Fig. 1: Phrenological diagram
From Fowler on Matrimony
The year 2000 has been an active one for the Library in terms of book acquisitions. Nearly 1,100 titles were accessioned by the Library, supporting its collections in physics, genetics, linguistics, arctic exploration, U.S. history, and anthropology - to name only a few areas. While the majority of the new accessions are of recent vintage, several eighteenth and nineteenth century works were added, the oldest of which was Charles Bonnet's Recherches Philosophiques sur les Preuves du Christianisme
(Geneva: Claude Philibert, 1770). Between the oldest and most recent come the more interesting titles. A survey of the 2000 accessions has turned up the following as being among the more unique and interesting.

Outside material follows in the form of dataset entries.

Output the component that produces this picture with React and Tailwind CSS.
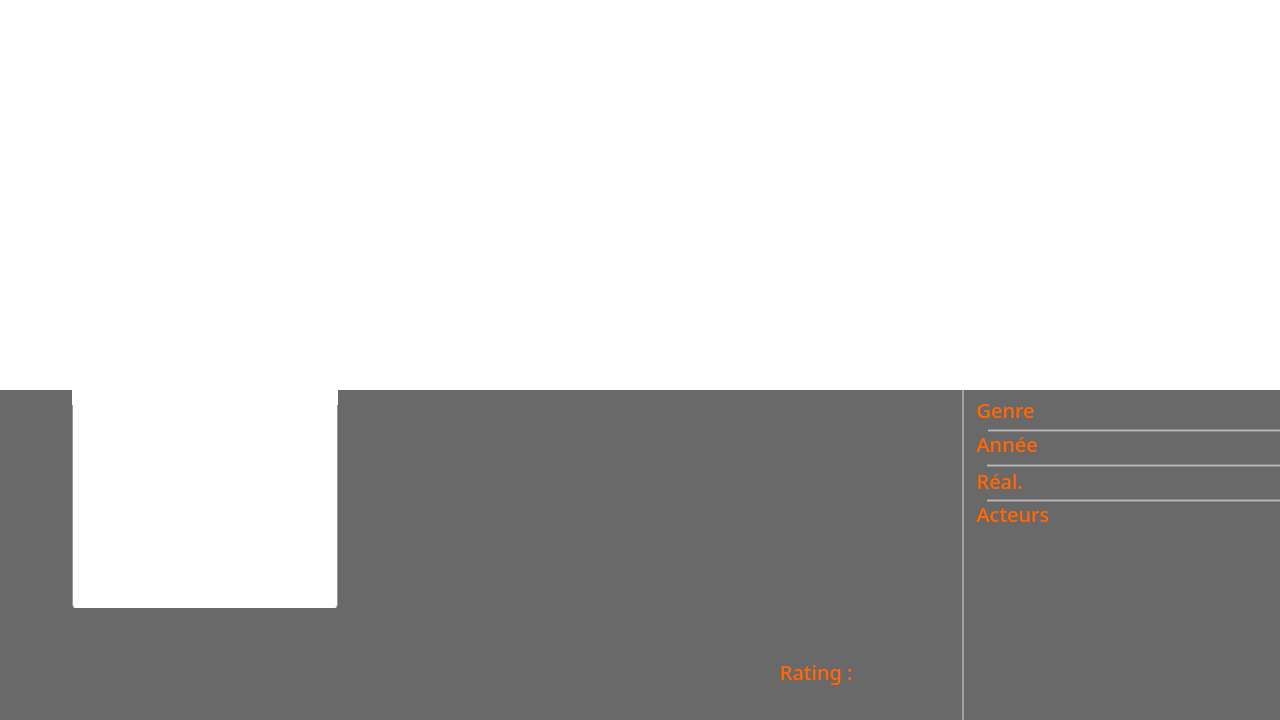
const details = [
  { label: "Genre", row: "h-[39px] pt-2", rule: "ml-[24px]" },
  { label: "Année", row: "h-8", rule: "ml-[23px]" },
  { label: "Réal.", row: "h-8 pt-0.5", rule: "ml-[23px]" },
  { label: "Acteurs", row: "h-8", rule: null },
];

function Poster() {
  return (
    <div className="ml-[72px] w-[266px] shrink-0">
      <div className="h-[15px] bg-white" />
      <div className="h-[203px] rounded-b-[4px] border-x border-b border-x-[#999999] border-b-white bg-white" />
    </div>
  );
}

export default function App() {
  return (
    <main className="flex min-h-screen flex-col bg-white font-['Noto_Sans',sans-serif] text-[20px] font-medium leading-[26px] text-[#ff6600]">
      <div className="grow" />
      <section className="flex min-h-[330px] bg-[#696969]">
        <Poster />
        <div className="flex grow items-end justify-end pr-[110px] pb-[34px]">
          <p>Rating :</p>
        </div>
        <dl className="w-[318px] shrink-0 border-l-2 border-[#a0a0a0]">
          {details.map(({ label, row, rule }) => (
            <div key={label}>
              <dt className={`${row} pl-3`}>{label}</dt>
              {rule && (
                <dd className={`${rule} h-[3px] border-y border-[#8b8b8b] bg-[#b9b9b9]`} />
              )}
            </div>
          ))}
        </dl>
      </section>
    </main>
  );
}
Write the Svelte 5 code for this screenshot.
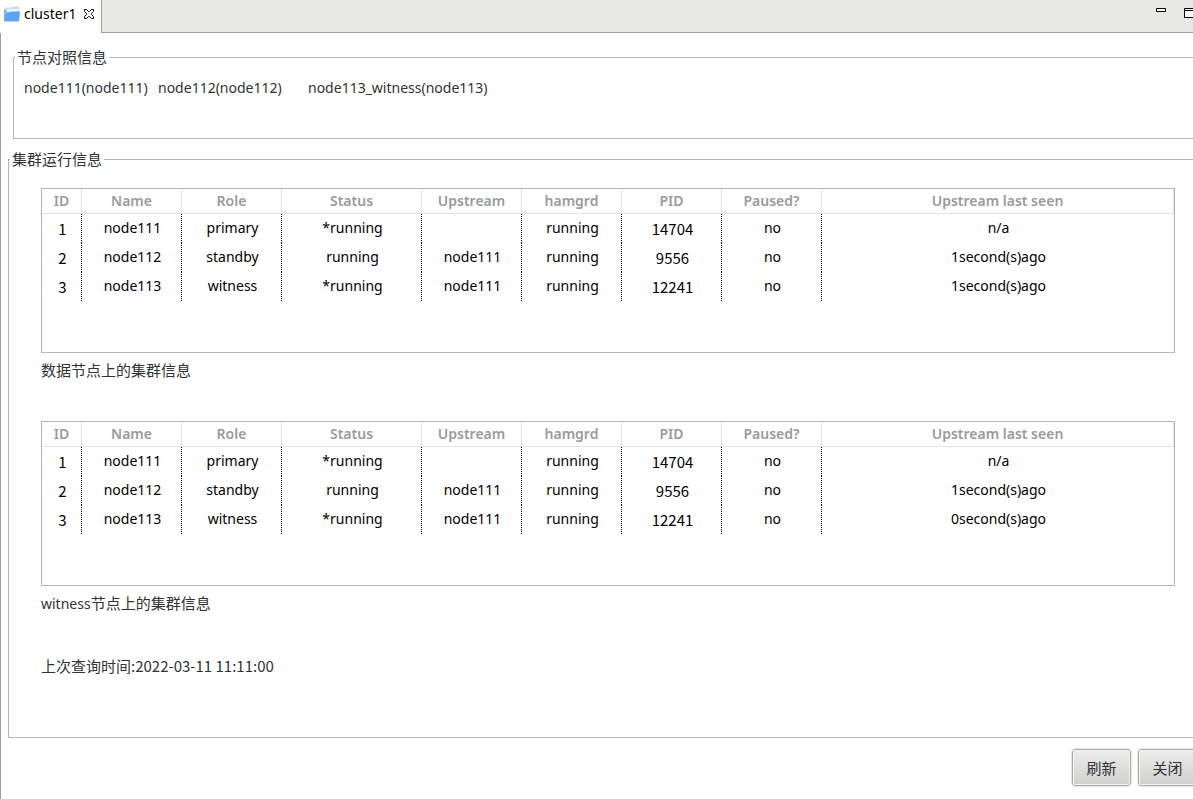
<script>
  const nodes = ['node111(node111)', 'node112(node112)', 'node113_witness(node113)'];
  const columns = ['ID', 'Name', 'Role', 'Status', 'Upstream', 'hamgrd', 'PID', 'Paused?', 'Upstream last seen'];

  const dataRows = [
    ['1', 'node111', 'primary', '*running', '', 'running', '14704', 'no', 'n/a'],
    ['2', 'node112', 'standby', 'running', 'node111', 'running', '9556', 'no', '1second(s)ago'],
    ['3', 'node113', 'witness', '*running', 'node111', 'running', '12241', 'no', '1second(s)ago']
  ];
  const witnessRows = [
    ['1', 'node111', 'primary', '*running', '', 'running', '14704', 'no', 'n/a'],
    ['2', 'node112', 'standby', 'running', 'node111', 'running', '9556', 'no', '1second(s)ago'],
    ['3', 'node113', 'witness', '*running', 'node111', 'running', '12241', 'no', '0second(s)ago']
  ];
  const sections = [
    { host: '', note: '数据节点上的集群信息', rows: dataRows },
    { host: 'witness', note: '节点上的集群信息', rows: witnessRows }
  ];
</script>

<div class="view">
  <header class="tabbar">
    <div class="tab">
      <svg class="folder" width="16" height="16" viewBox="0 0 16 16" aria-hidden="true">
        <path d="M1 1.5h6l1-1h7V14H1z" fill="#c5dcf9" />
        <path d="M3.5 3h11v4h-11z" fill="#eef5fe" />
        <path d="M0 3.5h2V15H0z" fill="#7db0f5" />
        <path d="M3.6 6.500L8 5.500H16L15 15.500H0.600L2 6.500z" fill="#5da2fb" />
      </svg>
      <span>cluster1</span>
      <button class="icon close" aria-label="close">
        <svg width="10" height="10" viewBox="0 0 10 10">
          <path d="M.5.5h2l2 2h1l2-2h2v2l-2 2v1l2 2v2h-2l-2-2h-1l-2 2h-2v-2l2-2v-1l-2-2z" fill="#fff" stroke="#000" />
        </svg>
      </button>
    </div>
    <div class="window-tools">
      <button class="icon" aria-label="minimize">
        <svg width="10" height="10" viewBox="0 0 10 10"><path d="M.5.5h9v3h-9z" fill="#fff" stroke="#000" /></svg>
      </button>
      <button class="icon" aria-label="maximize">
        <svg width="10" height="10" viewBox="0 0 10 10"><path d="M.5.5h9v9h-9zM0 2.500h10" fill="#fff" stroke="#000" /></svg>
      </button>
    </div>
  </header>

  <main>
    <fieldset class="nodes">
      <legend>节点对照信息</legend>
      <div class="node-list">
        {#each nodes as node}<span>{node}</span>{/each}
      </div>
    </fieldset>

    <fieldset class="cluster">
      <legend>集群运行信息</legend>
      <div class="cluster-body">
        {#each sections as section}
          <div class="grid-box">
            <table aria-label={section.host + section.note}>
              <colgroup>
                <col class="narrow" /><col /><col /><col class="wide" /><col /><col /><col /><col /><col class="rest" />
              </colgroup>
              <thead>
                <tr>{#each columns as column}<th scope="col">{column}</th>{/each}</tr>
              </thead>
              <tbody>
                {#each section.rows as row}
                  <tr>
                    {#each row as cell, i}<td class:number={i === 0 || i === 6}>{cell}</td>{/each}
                  </tr>
                {/each}
              </tbody>
            </table>
          </div>
          <p class="note"><span class="host">{section.host}</span>{section.note}</p>
        {/each}
        <p class="time">上次查询时间:2022-03-11 11:11:00</p>
      </div>
    </fieldset>

    <footer>
      <button class="push">刷新</button>
      <button class="push">关闭</button>
    </footer>
  </main>
</div>

<style>
  :global(body) {
    margin: 0;
    background: #fff;
  }
  .view {
    display: flex;
    flex-direction: column;
    min-height: 100vh;
    overflow: hidden;
    font: 14px/20px "Noto Sans", "Noto Sans CJK SC", sans-serif;
    color: #2e3436;
  }
  .tabbar {
    display: flex;
    justify-content: space-between;
    height: 33px;
    background: linear-gradient(#a0a19c, #a0a19c) bottom / 100% 1px no-repeat #e8e8e6;
  }
  .tab {
    display: flex;
    align-items: center;
    box-sizing: border-box;
    height: 33px;
    padding: 0 7px 5px 4px;
    border-right: 1px solid #a0a19c;
    background: #fff;
    color: #000;
  }
  .folder {
    margin-right: 4px;
  }
  .icon {
    display: block;
    padding: 0;
    border: 0;
    background: none;
    line-height: 0;
  }
  .close {
    margin-left: 8px;
  }
  .window-tools {
    display: flex;
    gap: 18px;
    align-items: flex-start;
    padding-top: 8px;
    margin-right: -1px;
  }
  main {
    flex: 1;
    border-left: 1px solid #a0a19c;
    padding: 15px 0 12px 7px;
  }
  fieldset {
    box-sizing: border-box;
    min-width: 0;
    margin: 0;
    border: 1px solid #b4b6b4;
    border-right: 0;
    padding: 0 0 0 1px;
  }
  legend {
    padding: 0 2px;
    font-size: 15px;
    line-height: 18px;
  }
  .nodes {
    margin-left: 5px;
    min-height: 91px;
  }
  .node-list {
    display: grid;
    grid-template-columns: 134px 150px auto;
    padding: 12px 9px 0;
  }
  .cluster {
    margin-top: 11px;
    min-height: 588px;
  }
  .cluster-body {
    padding: 20px 18px 0 31px;
  }
  .grid-box {
    box-sizing: border-box;
    min-height: 165px;
    border: 1px solid #b4b6b4;
  }
  table {
    width: 100%;
    table-layout: fixed;
    border-collapse: separate;
    border-spacing: 0;
    color: #000;
  }
  col {
    width: 100px;
  }
  .narrow {
    width: 40px;
  }
  .wide {
    width: 140px;
  }
  .rest {
    width: auto;
  }
  th,
  td {
    padding: 0;
    text-align: center;
  }
  th {
    height: 24px;
    border-right: 1px solid #e3e3e2;
    border-bottom: 1px solid #e3e3e2;
    font-weight: 600;
    color: #999b9a;
  }
  td {
    height: 27px;
    padding: 0 0 2px 1px;
    background: repeating-linear-gradient(#000 0 1px, transparent 1px 2px) right / 1px 100% no-repeat;
  }
  td:last-child {
    background: none;
  }
  .number {
    height: 29px;
    padding-bottom: 0;
    font-family: "Noto Sans CJK SC", sans-serif;
    font-size: 15px;
  }
  .note,
  .time {
    margin: 0;
    font-family: "Noto Sans CJK SC", sans-serif;
    font-size: 15px;
  }
  .note {
    padding: 7px 0 41px;
  }
  .host {
    font-family: "Noto Sans", sans-serif;
    font-size: 14px;
    line-height: 16px;
  }
  .time {
    padding-top: 2px;
  }
  footer {
    display: flex;
    justify-content: flex-end;
    gap: 7px;
    margin: 11px -4px 0 0;
  }
  .push {
    width: 59px;
    height: 37px;
    padding: 0;
    border: 1px solid #a9aba8;
    border-radius: 3px;
    outline: 1px solid #e8e8e6;
    background: linear-gradient(#ececeb, #d0d0ce);
    box-shadow: inset 0 0 0 1px #f3f3f2;
    font: 15px/20px "Noto Sans CJK SC", sans-serif;
    color: #2e3436;
  }
</style>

In 1842 the practical phrenologist, Orson Squires Fowler, published a small booklet titled Fowler on Matrimony: or Phrenology and Physiology Applied to the Selection of Companions for Life; including Directions to the Married for Living Together Affectionately and Happily. Fowler felt that through phrenology, the study of the bumps on the head, people could make better selections of compatible partners for marriage - leading to happier families and a happier nation. In his preface, Fowler claimed that his work was "designed to expound the laws of man's social and matrimonial constitution, and thereby to expose some of the evils caused by their violations." He further stated that the rules he espoused were "vitally important to the virtue and well being of man." His section headings no doubt reflect this work's peculiar virtues: "How to Secure Connubial Harmony," "Directions for Courting," "Rich Girls Make Poor Wives," and "Important Hints to Young Men." While Fowler's Matrimony will not find itself in the company of today's dating books on store shelves, it will be a useful resource for researchers at the Library looking at Victorian "pseudo-sciences."
Fig. 2: Cover of James Victor Wilson, How to Magnetize
Fowler's was only one of a number of books on popular magnetism, animal magnetism, mesmerism, and phrenology acquired in 2000, adding to our fine core collections in these areas. James Victor Wilson's How to Magnetize, or, Magnetism and Clairvoyance
(New York: S. R. Wells, 1879) was typical of the mid-century genre aimed at the therapeutic applications of popular magnetic theory, usually lumped under the heading "mesmerism" or "animal magnetism." The early phases of both phrenology and mesmerism have long been a collecting focus at the APS, but until this year, we had never had the American edition of a key work bolstering the scientific reputation of early phrenology, J.G. Spurzheim's Anatomy of the Brain
(Boston: Marsh, Capen and Lyon, 1836). Phrenology began with the neuroanatomical research of the Austrian physician, Franz Joseph Gall, who proposed that the brain was comprised of numerous organs, each with a discrete function, and he further surmised that individual behavioral and personality traits could be mapped onto these organs.
Spurzheim, one of Gall's earliest disciples, was intimately involved in determining the patterns of localization of cerebral functions and in mapping personality onto them. His role in spreading phrenological gospel in Britain and the United States, in particular, make him something of the John the Baptist of the bump on the head set, but he remains a major figure in the development of scientific approaches to study of the brain.
Fig. 3: Figure from
J. G. Spurzheim, Anatomy of the Brain
An important acquisition to the Library's collection of natural history titles is William Swainson's On the Natural History and Classification of Quadrupeds
published in London in 1835 as part of Dionysius Lardner's Cabinet Cyclopaedia
series. Swainson's book provides insight into mid-nineteenth century views of natural history and the development of the field. The work is divided into sections entitled "On the Great Divisions of Organised Matter, and on the Relations which Quadrupeds Bear to Other Groups of the Animal Kingdom," "On the Natural History of Quadrupeds," and "The Class Mammalia, Arranged According to its Natural Affinities." The text is further enriched with several engravings of the different species.
Finally, the Library was fortunate to acquire a copy of Ferdinand V. Hayden's Geological and Geographical Atlas of Colorado and Portions of Adjacent Territory (U.S.: Department of the Interior, 1877). This atlas was based on the Hayden's pioneering survey of the southwest conducted between 1873 and 1876. In addition to some incredible geophysical and geological maps, it contains some wonderful panoramic views. An added bonus is that this volume is signed by President Rutherford B. Hayes, dated 28 October 1879.